Treatment of Company Equity Awards
At the Effective Time, by virtue of the Merger and without the need for any further action on the part of the holder thereof, each option to purchase shares granted under the Company’s equity incentive plans (a “Company Option Award”) that is outstanding immediately prior to the Effective Time will be converted into an option (a “Parent Option Award”) to acquire (A) that number of whole shares of common stock, par value $0.01 per share, of Parent (“Parent Shares”) (rounded down to the nearest whole number of shares) equal to the product of (x) the number of Juniper common stock underlying such Company Option Award immediately prior to the Effective Time multiplied by (y) the Equity Award Exchange Ratio (as defined in the Merger Agreement attached as Annex A to the accompanying proxy statement), (B) at an exercise price per Parent Share (rounded up to the nearest whole cent) equal to the quotient obtained by dividing (x) the exercise price per Juniper common stock of such Company Option Award by (y) the Equity Award Exchange Ratio. Except as otherwise provided in the foregoing, each such Parent Option Award will continue to have, and will be subject to, the same terms and conditions as applied to the corresponding Company Option Award immediately prior to the Effective Time.

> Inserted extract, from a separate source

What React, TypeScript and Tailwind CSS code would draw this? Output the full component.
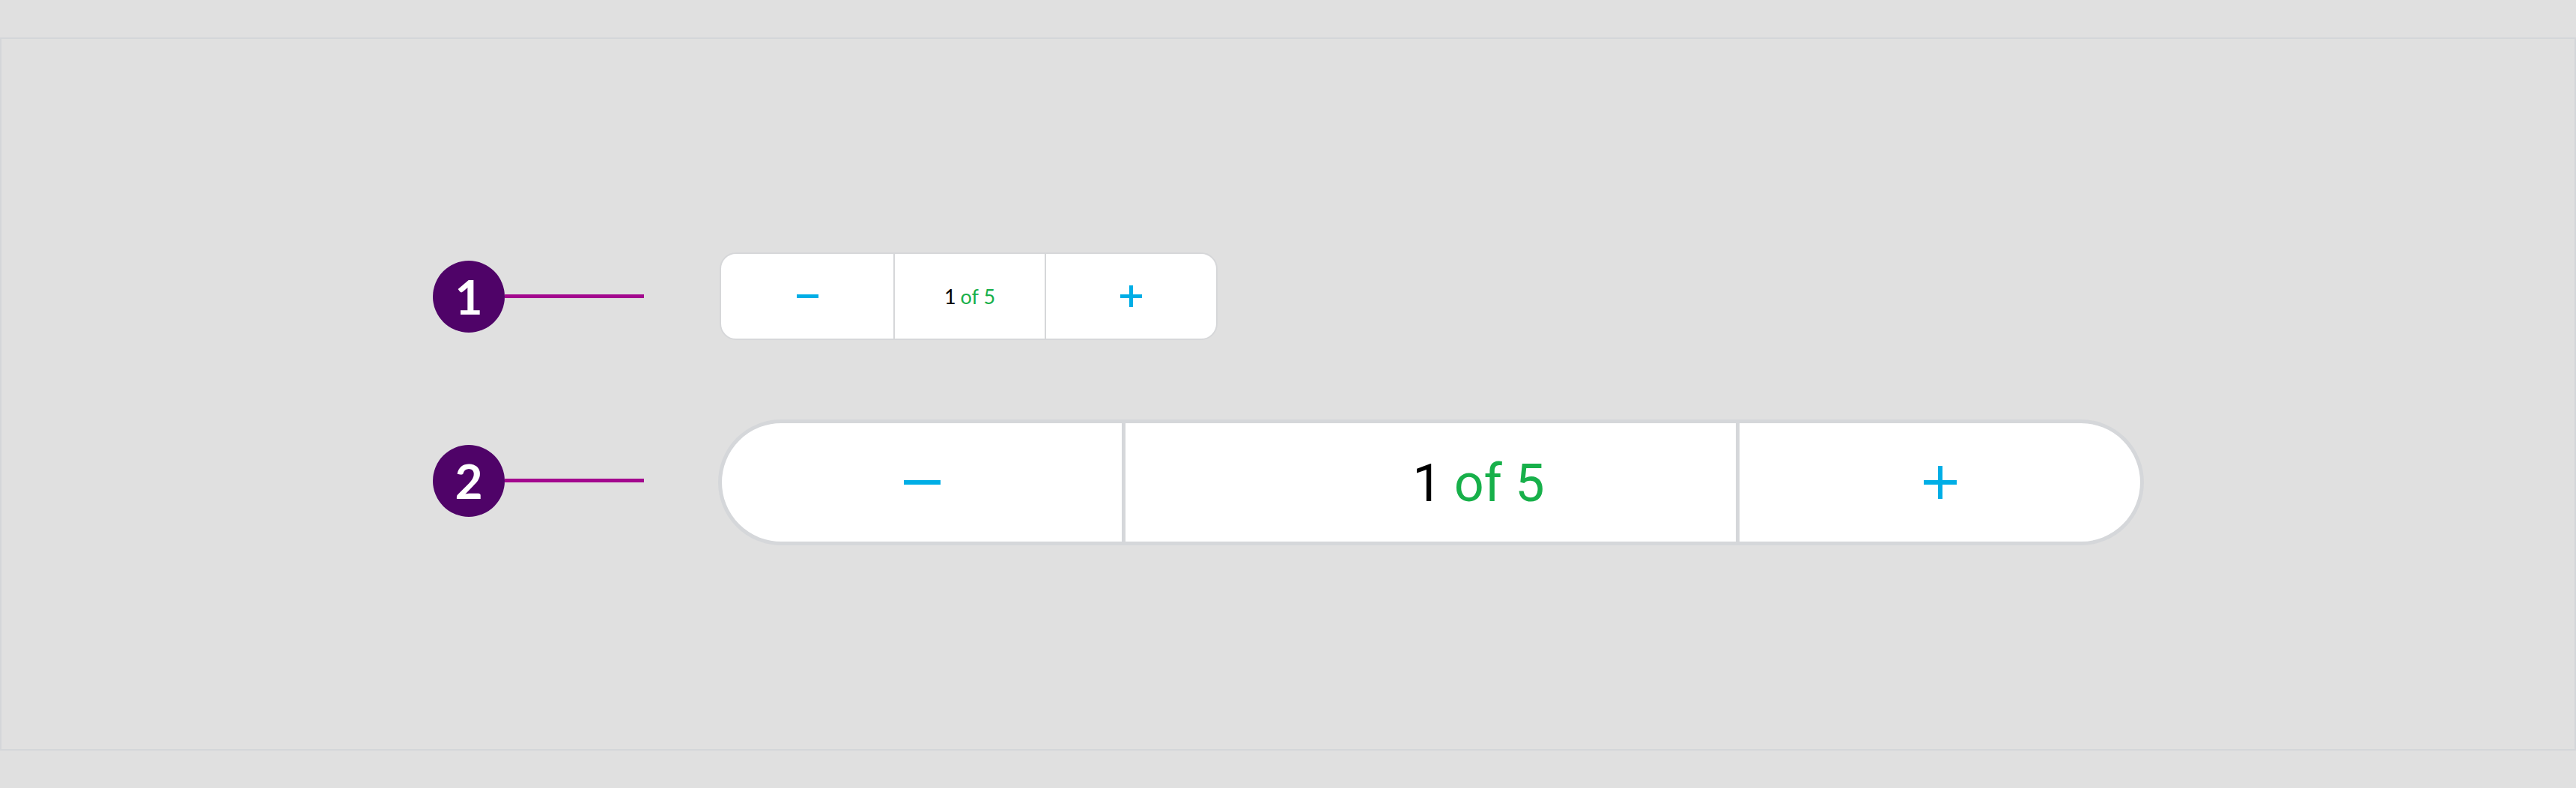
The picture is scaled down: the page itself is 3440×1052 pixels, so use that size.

At the Effective Time, each restricted stock unit award (a “Company RSU Award”) that is outstanding and has not yet been settled as of immediately prior to the Effective Time and held by a non-employee member of the Board of Directors of Juniper (the “Board of Directors”) (the “Non-Employee Director RSU Awards”) will vest and be cancelled and converted into the right to receive an amount of cash equal to the product of (A) the number of Juniper common stock that were subject to the Company RSU Award as of immediately prior to the Effective Time, multiplied by (B) the Per Share Merger Consideration.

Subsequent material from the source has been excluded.